* **GIVEN DATA**:

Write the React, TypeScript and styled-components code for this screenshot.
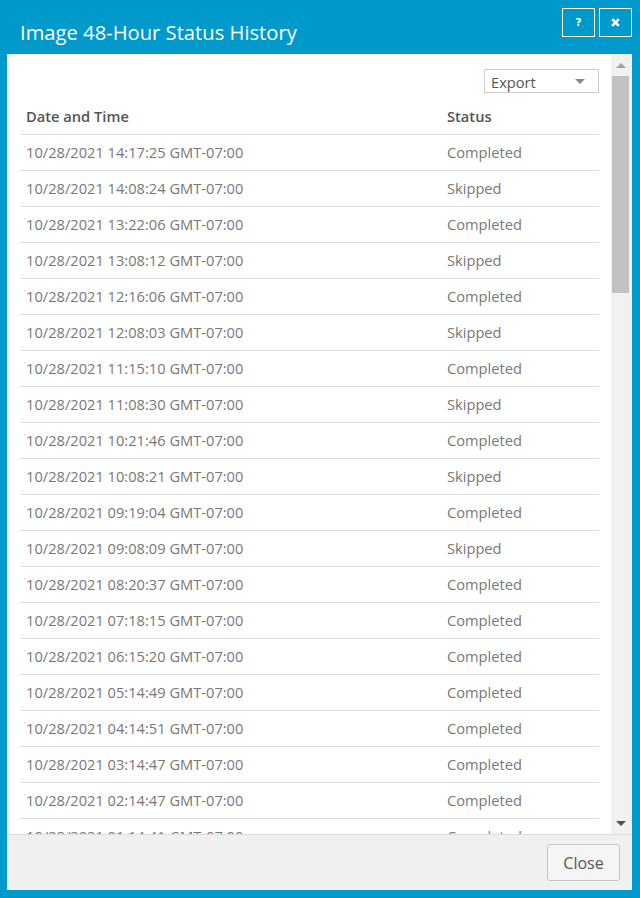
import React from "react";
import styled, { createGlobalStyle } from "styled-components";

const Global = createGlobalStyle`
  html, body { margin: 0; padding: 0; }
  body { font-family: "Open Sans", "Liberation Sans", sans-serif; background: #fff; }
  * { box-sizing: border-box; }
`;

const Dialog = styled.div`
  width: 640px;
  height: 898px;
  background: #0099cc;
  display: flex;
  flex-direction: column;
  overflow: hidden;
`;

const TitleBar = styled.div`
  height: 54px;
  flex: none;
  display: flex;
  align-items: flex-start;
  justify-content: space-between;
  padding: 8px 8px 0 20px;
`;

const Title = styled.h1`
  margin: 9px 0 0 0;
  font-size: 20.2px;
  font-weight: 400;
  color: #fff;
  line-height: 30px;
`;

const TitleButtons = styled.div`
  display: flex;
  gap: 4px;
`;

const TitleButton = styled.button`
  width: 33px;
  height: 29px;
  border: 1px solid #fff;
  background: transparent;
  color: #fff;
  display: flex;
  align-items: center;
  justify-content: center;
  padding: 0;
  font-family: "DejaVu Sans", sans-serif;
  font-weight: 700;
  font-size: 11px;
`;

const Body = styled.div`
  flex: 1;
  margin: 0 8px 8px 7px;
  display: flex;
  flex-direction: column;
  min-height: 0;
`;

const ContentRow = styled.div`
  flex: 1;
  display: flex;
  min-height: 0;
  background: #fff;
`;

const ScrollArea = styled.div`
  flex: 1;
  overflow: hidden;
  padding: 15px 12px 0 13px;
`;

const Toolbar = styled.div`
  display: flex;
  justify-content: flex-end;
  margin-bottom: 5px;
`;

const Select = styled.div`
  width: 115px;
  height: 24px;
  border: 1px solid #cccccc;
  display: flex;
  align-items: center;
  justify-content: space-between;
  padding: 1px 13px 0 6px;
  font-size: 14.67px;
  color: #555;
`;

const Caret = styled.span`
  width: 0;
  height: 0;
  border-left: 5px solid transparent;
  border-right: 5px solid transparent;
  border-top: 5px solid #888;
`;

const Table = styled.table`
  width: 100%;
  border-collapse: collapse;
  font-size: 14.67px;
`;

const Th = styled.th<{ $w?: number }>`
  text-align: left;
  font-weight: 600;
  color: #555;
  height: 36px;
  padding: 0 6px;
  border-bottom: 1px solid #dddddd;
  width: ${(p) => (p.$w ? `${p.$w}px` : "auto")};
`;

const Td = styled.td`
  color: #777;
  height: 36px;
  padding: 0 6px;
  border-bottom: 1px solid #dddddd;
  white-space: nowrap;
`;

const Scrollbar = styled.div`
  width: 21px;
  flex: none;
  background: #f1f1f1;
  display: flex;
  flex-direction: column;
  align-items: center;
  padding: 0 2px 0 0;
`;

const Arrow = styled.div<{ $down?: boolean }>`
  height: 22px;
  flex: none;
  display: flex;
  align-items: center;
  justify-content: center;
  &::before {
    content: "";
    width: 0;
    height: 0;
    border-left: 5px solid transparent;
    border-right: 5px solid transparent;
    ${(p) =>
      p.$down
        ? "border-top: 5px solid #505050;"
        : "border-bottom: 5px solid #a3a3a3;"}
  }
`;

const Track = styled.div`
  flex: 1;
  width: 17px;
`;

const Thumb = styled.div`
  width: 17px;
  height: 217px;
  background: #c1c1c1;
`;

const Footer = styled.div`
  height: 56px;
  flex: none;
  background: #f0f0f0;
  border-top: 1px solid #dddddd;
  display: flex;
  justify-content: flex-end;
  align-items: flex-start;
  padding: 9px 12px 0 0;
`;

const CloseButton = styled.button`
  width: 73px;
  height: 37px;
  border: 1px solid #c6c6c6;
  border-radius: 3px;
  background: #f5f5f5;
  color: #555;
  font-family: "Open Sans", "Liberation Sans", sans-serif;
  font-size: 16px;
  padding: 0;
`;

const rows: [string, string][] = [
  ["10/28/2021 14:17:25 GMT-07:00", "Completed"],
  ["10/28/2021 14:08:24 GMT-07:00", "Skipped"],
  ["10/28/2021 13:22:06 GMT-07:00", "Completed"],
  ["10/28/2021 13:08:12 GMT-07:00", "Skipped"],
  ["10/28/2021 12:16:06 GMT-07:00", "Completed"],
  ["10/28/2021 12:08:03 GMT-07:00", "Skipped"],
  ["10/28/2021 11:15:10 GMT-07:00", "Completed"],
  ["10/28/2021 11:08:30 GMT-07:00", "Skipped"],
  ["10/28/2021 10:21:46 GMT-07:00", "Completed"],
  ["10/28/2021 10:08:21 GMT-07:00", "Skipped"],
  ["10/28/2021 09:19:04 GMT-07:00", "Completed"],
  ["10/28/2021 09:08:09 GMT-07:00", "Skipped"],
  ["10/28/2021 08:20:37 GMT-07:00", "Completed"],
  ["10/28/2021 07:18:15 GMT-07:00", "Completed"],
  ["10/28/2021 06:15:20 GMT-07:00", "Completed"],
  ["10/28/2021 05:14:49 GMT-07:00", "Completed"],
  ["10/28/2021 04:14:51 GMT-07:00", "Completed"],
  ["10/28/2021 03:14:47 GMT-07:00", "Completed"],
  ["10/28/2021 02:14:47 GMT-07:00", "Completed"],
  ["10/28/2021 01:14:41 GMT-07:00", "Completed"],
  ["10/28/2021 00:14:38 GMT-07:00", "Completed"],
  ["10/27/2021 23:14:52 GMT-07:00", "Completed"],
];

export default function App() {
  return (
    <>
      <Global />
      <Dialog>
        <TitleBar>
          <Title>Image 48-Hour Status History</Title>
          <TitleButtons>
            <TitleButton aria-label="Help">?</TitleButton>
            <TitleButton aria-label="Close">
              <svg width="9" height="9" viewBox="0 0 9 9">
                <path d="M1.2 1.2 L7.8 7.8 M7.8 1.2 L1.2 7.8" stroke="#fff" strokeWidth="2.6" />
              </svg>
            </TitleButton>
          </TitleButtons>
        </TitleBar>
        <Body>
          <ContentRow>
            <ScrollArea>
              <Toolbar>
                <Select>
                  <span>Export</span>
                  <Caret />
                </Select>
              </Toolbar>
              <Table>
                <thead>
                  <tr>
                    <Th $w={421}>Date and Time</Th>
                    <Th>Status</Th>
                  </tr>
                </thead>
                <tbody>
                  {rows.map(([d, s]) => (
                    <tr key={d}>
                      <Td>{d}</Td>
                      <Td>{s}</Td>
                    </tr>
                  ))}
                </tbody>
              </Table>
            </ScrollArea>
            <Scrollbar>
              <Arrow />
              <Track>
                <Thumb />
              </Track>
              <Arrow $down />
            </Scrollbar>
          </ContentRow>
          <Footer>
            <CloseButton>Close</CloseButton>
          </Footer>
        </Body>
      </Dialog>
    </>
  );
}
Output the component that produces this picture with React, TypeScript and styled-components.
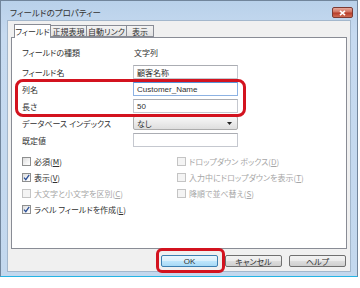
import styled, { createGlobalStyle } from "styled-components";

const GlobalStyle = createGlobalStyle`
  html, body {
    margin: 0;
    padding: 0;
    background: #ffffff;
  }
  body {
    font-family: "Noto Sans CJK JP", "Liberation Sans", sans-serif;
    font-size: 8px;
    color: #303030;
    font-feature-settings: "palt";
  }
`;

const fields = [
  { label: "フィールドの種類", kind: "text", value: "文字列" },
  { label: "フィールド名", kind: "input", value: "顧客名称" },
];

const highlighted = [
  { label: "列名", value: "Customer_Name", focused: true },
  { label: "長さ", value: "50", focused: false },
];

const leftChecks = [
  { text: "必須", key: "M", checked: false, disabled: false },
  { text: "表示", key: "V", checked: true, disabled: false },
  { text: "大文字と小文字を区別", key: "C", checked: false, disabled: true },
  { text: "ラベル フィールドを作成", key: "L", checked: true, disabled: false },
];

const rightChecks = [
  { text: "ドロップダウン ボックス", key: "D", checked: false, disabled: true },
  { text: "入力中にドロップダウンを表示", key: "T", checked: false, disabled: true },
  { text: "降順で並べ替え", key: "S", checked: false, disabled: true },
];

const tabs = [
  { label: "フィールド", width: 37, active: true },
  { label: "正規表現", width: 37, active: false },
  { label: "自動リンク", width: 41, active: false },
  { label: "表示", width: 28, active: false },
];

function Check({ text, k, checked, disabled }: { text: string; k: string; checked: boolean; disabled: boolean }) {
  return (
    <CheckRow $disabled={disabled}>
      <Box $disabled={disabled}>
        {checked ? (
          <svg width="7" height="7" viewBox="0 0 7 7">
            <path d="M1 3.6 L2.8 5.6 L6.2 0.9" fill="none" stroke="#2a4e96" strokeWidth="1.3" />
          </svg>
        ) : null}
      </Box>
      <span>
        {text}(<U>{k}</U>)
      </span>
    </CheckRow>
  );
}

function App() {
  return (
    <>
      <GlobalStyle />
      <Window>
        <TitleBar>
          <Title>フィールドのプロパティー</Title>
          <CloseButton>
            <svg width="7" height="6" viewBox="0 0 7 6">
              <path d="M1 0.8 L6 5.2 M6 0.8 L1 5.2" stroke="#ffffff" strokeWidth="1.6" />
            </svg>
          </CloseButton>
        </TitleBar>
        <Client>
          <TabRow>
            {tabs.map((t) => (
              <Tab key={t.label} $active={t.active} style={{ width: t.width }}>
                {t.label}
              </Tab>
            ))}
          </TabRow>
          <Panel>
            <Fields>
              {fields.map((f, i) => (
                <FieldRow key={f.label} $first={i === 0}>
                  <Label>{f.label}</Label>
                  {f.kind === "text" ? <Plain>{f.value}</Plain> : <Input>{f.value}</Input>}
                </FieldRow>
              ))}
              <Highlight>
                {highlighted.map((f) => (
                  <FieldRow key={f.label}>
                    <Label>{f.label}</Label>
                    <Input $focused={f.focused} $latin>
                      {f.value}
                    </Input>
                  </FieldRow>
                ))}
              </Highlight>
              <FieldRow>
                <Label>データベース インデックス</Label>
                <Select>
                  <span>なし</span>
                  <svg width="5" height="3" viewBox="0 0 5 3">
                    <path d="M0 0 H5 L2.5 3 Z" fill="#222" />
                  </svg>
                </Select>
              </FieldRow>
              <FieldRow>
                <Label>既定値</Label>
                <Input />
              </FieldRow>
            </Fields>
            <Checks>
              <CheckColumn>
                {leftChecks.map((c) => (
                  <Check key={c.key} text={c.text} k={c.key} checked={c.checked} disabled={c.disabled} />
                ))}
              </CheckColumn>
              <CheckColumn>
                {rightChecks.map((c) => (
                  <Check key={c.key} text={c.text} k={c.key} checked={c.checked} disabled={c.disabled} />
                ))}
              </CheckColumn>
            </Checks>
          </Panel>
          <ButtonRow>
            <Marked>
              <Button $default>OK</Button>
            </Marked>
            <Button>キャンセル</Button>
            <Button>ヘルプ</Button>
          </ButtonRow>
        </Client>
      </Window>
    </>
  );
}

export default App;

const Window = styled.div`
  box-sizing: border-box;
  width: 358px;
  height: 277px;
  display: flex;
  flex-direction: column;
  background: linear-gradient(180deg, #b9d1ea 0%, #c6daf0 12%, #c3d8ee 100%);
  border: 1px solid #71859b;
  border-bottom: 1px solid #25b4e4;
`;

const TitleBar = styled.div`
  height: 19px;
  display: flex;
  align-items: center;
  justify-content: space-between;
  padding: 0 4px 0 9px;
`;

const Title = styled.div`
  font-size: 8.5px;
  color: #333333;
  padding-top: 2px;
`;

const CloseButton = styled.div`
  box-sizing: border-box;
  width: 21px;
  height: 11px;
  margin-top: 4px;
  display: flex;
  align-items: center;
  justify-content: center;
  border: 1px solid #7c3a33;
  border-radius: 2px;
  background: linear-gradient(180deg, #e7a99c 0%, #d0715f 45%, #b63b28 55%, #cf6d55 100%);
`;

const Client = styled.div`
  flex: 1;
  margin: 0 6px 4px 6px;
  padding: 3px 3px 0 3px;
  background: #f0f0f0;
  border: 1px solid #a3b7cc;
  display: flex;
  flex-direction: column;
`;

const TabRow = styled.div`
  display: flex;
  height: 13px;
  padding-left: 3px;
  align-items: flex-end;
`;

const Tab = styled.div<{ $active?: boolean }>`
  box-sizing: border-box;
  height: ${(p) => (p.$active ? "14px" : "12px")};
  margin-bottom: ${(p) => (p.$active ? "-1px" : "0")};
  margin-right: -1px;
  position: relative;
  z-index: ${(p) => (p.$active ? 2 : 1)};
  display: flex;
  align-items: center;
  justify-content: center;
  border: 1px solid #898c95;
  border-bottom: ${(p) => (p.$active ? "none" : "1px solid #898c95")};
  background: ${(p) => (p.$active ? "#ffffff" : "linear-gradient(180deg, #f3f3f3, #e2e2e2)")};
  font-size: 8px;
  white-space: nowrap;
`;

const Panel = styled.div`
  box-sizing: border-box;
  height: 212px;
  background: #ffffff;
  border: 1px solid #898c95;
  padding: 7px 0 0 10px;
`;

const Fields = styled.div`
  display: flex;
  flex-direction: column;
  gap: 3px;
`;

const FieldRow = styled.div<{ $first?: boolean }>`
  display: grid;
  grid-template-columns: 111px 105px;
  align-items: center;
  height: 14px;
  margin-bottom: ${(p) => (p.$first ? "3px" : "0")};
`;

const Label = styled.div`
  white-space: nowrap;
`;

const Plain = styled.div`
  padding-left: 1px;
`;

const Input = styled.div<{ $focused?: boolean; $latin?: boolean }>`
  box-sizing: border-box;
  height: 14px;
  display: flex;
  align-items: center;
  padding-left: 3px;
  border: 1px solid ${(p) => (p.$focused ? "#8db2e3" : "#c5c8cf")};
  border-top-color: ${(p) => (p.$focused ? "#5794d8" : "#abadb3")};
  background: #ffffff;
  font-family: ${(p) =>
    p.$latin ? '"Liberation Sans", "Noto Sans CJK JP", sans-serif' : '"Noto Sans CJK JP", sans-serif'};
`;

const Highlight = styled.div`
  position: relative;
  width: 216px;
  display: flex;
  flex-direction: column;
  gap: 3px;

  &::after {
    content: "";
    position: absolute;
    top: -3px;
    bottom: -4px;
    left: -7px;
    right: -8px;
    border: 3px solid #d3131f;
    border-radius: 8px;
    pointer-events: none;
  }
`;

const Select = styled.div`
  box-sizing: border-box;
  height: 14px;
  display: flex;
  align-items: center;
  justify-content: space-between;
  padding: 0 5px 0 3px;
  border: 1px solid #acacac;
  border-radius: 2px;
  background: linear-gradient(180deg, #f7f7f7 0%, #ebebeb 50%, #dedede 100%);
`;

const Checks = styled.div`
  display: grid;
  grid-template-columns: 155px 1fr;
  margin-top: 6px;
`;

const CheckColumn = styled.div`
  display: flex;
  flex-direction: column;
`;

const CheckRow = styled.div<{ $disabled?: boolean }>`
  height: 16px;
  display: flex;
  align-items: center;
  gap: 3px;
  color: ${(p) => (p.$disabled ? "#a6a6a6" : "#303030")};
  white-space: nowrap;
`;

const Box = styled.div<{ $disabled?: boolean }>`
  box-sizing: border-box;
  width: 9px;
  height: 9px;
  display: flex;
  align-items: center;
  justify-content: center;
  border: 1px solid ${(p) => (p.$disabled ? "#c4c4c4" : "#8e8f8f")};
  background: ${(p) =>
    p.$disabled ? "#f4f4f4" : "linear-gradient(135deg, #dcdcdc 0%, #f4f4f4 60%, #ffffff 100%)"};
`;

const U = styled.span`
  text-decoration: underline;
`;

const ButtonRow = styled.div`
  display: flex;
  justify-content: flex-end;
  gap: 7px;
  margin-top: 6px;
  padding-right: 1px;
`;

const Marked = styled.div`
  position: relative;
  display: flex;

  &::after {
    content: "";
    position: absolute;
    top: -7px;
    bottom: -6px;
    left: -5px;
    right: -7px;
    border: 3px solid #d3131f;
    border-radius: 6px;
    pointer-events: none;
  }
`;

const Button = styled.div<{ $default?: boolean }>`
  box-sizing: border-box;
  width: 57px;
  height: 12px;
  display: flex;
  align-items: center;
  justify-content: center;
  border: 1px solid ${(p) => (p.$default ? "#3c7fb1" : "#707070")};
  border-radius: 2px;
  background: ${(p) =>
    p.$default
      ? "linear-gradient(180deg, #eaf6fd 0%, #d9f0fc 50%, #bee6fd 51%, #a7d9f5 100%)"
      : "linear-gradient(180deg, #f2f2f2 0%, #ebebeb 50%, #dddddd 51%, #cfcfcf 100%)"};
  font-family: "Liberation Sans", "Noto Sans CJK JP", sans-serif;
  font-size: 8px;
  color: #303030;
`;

* **INSTRUCTIONS TO FOLLOW**:
Search the entries for the string "TypeScript" and collect each line that has it.

* **TASK RESULT**:
Write the React, TypeScript and styled-components code for this screenshot.
Output the component that produces this picture with React, TypeScript and styled-components.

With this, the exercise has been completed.